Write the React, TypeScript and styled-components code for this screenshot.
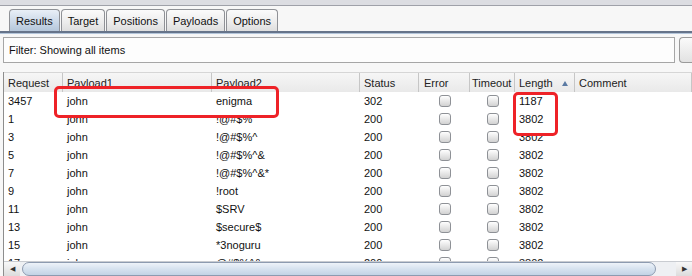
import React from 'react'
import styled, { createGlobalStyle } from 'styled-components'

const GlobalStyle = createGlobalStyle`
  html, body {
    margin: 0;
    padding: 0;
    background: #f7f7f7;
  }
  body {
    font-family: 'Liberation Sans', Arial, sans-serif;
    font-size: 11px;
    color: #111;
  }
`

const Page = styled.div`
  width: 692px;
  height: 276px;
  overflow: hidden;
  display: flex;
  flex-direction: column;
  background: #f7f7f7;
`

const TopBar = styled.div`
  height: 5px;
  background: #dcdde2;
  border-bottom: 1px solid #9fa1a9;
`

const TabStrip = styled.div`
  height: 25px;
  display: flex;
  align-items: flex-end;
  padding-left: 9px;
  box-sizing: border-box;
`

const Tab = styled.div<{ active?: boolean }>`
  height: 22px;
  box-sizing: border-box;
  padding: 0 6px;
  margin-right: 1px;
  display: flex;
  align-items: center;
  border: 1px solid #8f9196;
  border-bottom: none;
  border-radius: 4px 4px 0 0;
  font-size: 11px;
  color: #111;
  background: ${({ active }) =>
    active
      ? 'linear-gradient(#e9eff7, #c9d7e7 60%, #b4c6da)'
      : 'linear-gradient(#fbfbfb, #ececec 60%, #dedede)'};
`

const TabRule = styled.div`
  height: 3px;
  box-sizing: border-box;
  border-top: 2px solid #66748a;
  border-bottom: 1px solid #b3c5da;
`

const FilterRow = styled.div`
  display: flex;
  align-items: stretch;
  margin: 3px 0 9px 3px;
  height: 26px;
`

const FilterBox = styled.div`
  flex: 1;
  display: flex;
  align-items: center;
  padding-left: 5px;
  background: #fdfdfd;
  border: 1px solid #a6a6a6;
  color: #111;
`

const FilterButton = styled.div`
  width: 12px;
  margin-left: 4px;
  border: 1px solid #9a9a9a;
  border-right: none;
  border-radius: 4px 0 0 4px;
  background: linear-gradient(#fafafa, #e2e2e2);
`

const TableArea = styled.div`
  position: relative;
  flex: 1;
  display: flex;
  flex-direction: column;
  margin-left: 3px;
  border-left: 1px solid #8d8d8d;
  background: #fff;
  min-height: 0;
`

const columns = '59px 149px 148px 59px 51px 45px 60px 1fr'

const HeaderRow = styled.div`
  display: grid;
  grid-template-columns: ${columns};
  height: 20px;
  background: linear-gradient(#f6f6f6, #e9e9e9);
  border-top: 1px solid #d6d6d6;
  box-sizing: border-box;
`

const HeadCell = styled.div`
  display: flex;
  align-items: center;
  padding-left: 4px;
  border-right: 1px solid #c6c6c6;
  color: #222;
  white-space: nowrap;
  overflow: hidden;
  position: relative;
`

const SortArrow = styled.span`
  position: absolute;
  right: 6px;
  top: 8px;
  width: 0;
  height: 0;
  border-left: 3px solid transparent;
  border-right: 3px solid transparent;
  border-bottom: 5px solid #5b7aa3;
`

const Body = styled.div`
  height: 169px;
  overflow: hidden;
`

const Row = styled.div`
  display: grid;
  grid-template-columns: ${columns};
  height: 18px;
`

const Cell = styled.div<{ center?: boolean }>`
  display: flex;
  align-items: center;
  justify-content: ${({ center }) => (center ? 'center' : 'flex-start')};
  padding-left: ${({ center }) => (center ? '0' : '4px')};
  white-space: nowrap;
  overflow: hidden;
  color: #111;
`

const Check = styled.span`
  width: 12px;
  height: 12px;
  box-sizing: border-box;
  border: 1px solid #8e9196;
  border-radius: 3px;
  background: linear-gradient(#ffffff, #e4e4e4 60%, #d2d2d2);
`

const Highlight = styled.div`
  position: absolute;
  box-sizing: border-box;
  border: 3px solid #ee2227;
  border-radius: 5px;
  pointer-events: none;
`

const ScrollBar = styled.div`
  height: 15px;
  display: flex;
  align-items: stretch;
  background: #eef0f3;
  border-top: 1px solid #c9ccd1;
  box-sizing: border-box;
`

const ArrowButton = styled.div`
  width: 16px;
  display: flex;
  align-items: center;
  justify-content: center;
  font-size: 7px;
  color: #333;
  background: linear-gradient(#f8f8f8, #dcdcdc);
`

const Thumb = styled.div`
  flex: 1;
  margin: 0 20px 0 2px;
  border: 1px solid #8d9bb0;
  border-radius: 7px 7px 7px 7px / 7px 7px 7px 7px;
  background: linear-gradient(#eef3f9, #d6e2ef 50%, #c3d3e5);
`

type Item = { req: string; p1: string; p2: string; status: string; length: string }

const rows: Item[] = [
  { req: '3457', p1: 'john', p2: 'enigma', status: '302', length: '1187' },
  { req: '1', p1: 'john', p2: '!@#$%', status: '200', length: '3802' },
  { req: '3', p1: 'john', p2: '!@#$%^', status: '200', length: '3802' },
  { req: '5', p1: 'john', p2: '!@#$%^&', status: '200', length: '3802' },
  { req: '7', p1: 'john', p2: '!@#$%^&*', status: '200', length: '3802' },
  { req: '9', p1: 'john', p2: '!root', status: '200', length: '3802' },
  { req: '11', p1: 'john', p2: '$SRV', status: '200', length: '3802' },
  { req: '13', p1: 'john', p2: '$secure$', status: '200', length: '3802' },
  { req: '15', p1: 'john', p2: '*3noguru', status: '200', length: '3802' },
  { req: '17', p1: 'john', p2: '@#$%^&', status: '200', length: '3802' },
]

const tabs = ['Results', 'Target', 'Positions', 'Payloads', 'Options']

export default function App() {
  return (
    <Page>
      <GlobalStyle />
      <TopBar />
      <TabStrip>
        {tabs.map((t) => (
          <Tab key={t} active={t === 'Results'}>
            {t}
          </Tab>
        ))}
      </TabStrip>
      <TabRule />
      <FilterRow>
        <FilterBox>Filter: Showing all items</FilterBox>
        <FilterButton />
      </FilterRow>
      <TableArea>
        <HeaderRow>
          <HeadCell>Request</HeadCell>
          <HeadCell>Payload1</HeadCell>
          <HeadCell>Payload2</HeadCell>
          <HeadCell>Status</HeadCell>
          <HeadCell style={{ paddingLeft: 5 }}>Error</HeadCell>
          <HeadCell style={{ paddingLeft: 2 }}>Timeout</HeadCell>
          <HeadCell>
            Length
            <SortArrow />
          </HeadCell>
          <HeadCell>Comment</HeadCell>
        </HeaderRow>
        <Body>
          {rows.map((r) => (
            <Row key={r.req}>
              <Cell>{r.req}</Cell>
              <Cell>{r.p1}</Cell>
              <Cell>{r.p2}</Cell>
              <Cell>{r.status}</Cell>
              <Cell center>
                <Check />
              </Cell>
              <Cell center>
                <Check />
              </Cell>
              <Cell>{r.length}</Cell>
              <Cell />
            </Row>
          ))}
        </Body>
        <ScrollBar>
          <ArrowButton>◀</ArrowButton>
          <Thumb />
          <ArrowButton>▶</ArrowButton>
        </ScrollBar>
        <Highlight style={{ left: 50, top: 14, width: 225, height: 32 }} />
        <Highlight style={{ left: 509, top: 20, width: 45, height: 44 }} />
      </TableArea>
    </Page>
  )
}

PROBLEM TO SOLVE: Do not copy the pictures, but repeat every line exactly.

SOLUTION FOR THIS PROBLEM:
Write the React, TypeScript and styled-components code for this screenshot.
import React from 'react'
import styled, { createGlobalStyle } from 'styled-components'

const GlobalStyle = createGlobalStyle`
  html, body {
    margin: 0;
    padding: 0;
    background: #f7f7f7;
  }
  body {
    font-family: 'Liberation Sans', Arial, sans-serif;
    font-size: 11px;
    color: #111;
  }
`

const Page = styled.div`
  width: 692px;
  height: 276px;
  overflow: hidden;
  display: flex;
  flex-direction: column;
  background: #f7f7f7;
`

const TopBar = styled.div`
  height: 5px;
  background: #dcdde2;
  border-bottom: 1px solid #9fa1a9;
`

const TabStrip = styled.div`
  height: 25px;
  display: flex;
  align-items: flex-end;
  padding-left: 9px;
  box-sizing: border-box;
`

const Tab = styled.div<{ active?: boolean }>`
  height: 22px;
  box-sizing: border-box;
  padding: 0 6px;
  margin-right: 1px;
  display: flex;
  align-items: center;
  border: 1px solid #8f9196;
  border-bottom: none;
  border-radius: 4px 4px 0 0;
  font-size: 11px;
  color: #111;
  background: ${({ active }) =>
    active
      ? 'linear-gradient(#e9eff7, #c9d7e7 60%, #b4c6da)'
      : 'linear-gradient(#fbfbfb, #ececec 60%, #dedede)'};
`

const TabRule = styled.div`
  height: 3px;
  box-sizing: border-box;
  border-top: 2px solid #66748a;
  border-bottom: 1px solid #b3c5da;
`

const FilterRow = styled.div`
  display: flex;
  align-items: stretch;
  margin: 3px 0 9px 3px;
  height: 26px;
`

const FilterBox = styled.div`
  flex: 1;
  display: flex;
  align-items: center;
  padding-left: 5px;
  background: #fdfdfd;
  border: 1px solid #a6a6a6;
  color: #111;
`

const FilterButton = styled.div`
  width: 12px;
  margin-left: 4px;
  border: 1px solid #9a9a9a;
  border-right: none;
  border-radius: 4px 0 0 4px;
  background: linear-gradient(#fafafa, #e2e2e2);
`

const TableArea = styled.div`
  position: relative;
  flex: 1;
  display: flex;
  flex-direction: column;
  margin-left: 3px;
  border-left: 1px solid #8d8d8d;
  background: #fff;
  min-height: 0;
`

const columns = '59px 149px 148px 59px 51px 45px 60px 1fr'

const HeaderRow = styled.div`
  display: grid;
  grid-template-columns: ${columns};
  height: 20px;
  background: linear-gradient(#f6f6f6, #e9e9e9);
  border-top: 1px solid #d6d6d6;
  box-sizing: border-box;
`

const HeadCell = styled.div`
  display: flex;
  align-items: center;
  padding-left: 4px;
  border-right: 1px solid #c6c6c6;
  color: #222;
  white-space: nowrap;
  overflow: hidden;
  position: relative;
`

const SortArrow = styled.span`
  position: absolute;
  right: 6px;
  top: 8px;
  width: 0;
  height: 0;
  border-left: 3px solid transparent;
  border-right: 3px solid transparent;
  border-bottom: 5px solid #5b7aa3;
`

const Body = styled.div`
  height: 169px;
  overflow: hidden;
`

const Row = styled.div`
  display: grid;
  grid-template-columns: ${columns};
  height: 18px;
`

const Cell = styled.div<{ center?: boolean }>`
  display: flex;
  align-items: center;
  justify-content: ${({ center }) => (center ? 'center' : 'flex-start')};
  padding-left: ${({ center }) => (center ? '0' : '4px')};
  white-space: nowrap;
  overflow: hidden;
  color: #111;
`

const Check = styled.span`
  width: 12px;
  height: 12px;
  box-sizing: border-box;
  border: 1px solid #8e9196;
  border-radius: 3px;
  background: linear-gradient(#ffffff, #e4e4e4 60%, #d2d2d2);
`

const Highlight = styled.div`
  position: absolute;
  box-sizing: border-box;
  border: 3px solid #ee2227;
  border-radius: 5px;
  pointer-events: none;
`

const ScrollBar = styled.div`
  height: 15px;
  display: flex;
  align-items: stretch;
  background: #eef0f3;
  border-top: 1px solid #c9ccd1;
  box-sizing: border-box;
`

const ArrowButton = styled.div`
  width: 16px;
  display: flex;
  align-items: center;
  justify-content: center;
  font-size: 7px;
  color: #333;
  background: linear-gradient(#f8f8f8, #dcdcdc);
`

const Thumb = styled.div`
  flex: 1;
  margin: 0 20px 0 2px;
  border: 1px solid #8d9bb0;
  border-radius: 7px 7px 7px 7px / 7px 7px 7px 7px;
  background: linear-gradient(#eef3f9, #d6e2ef 50%, #c3d3e5);
`

type Item = { req: string; p1: string; p2: string; status: string; length: string }

const rows: Item[] = [
  { req: '3457', p1: 'john', p2: 'enigma', status: '302', length: '1187' },
  { req: '1', p1: 'john', p2: '!@#$%', status: '200', length: '3802' },
  { req: '3', p1: 'john', p2: '!@#$%^', status: '200', length: '3802' },
  { req: '5', p1: 'john', p2: '!@#$%^&', status: '200', length: '3802' },
  { req: '7', p1: 'john', p2: '!@#$%^&*', status: '200', length: '3802' },
  { req: '9', p1: 'john', p2: '!root', status: '200', length: '3802' },
  { req: '11', p1: 'john', p2: '$SRV', status: '200', length: '3802' },
  { req: '13', p1: 'john', p2: '$secure$', status: '200', length: '3802' },
  { req: '15', p1: 'john', p2: '*3noguru', status: '200', length: '3802' },
  { req: '17', p1: 'john', p2: '@#$%^&', status: '200', length: '3802' },
]

const tabs = ['Results', 'Target', 'Positions', 'Payloads', 'Options']

export default function App() {
  return (
    <Page>
      <GlobalStyle />
      <TopBar />
      <TabStrip>
        {tabs.map((t) => (
          <Tab key={t} active={t === 'Results'}>
            {t}
          </Tab>
        ))}
      </TabStrip>
      <TabRule />
      <FilterRow>
        <FilterBox>Filter: Showing all items</FilterBox>
        <FilterButton />
      </FilterRow>
      <TableArea>
        <HeaderRow>
          <HeadCell>Request</HeadCell>
          <HeadCell>Payload1</HeadCell>
          <HeadCell>Payload2</HeadCell>
          <HeadCell>Status</HeadCell>
          <HeadCell style={{ paddingLeft: 5 }}>Error</HeadCell>
          <HeadCell style={{ paddingLeft: 2 }}>Timeout</HeadCell>
          <HeadCell>
            Length
            <SortArrow />
          </HeadCell>
          <HeadCell>Comment</HeadCell>
        </HeaderRow>
        <Body>
          {rows.map((r) => (
            <Row key={r.req}>
              <Cell>{r.req}</Cell>
              <Cell>{r.p1}</Cell>
              <Cell>{r.p2}</Cell>
              <Cell>{r.status}</Cell>
              <Cell center>
                <Check />
              </Cell>
              <Cell center>
                <Check />
              </Cell>
              <Cell>{r.length}</Cell>
              <Cell />
            </Row>
          ))}
        </Body>
        <ScrollBar>
          <ArrowButton>◀</ArrowButton>
          <Thumb />
          <ArrowButton>▶</ArrowButton>
        </ScrollBar>
        <Highlight style={{ left: 50, top: 14, width: 225, height: 32 }} />
        <Highlight style={{ left: 509, top: 20, width: 45, height: 44 }} />
      </TableArea>
    </Page>
  )
}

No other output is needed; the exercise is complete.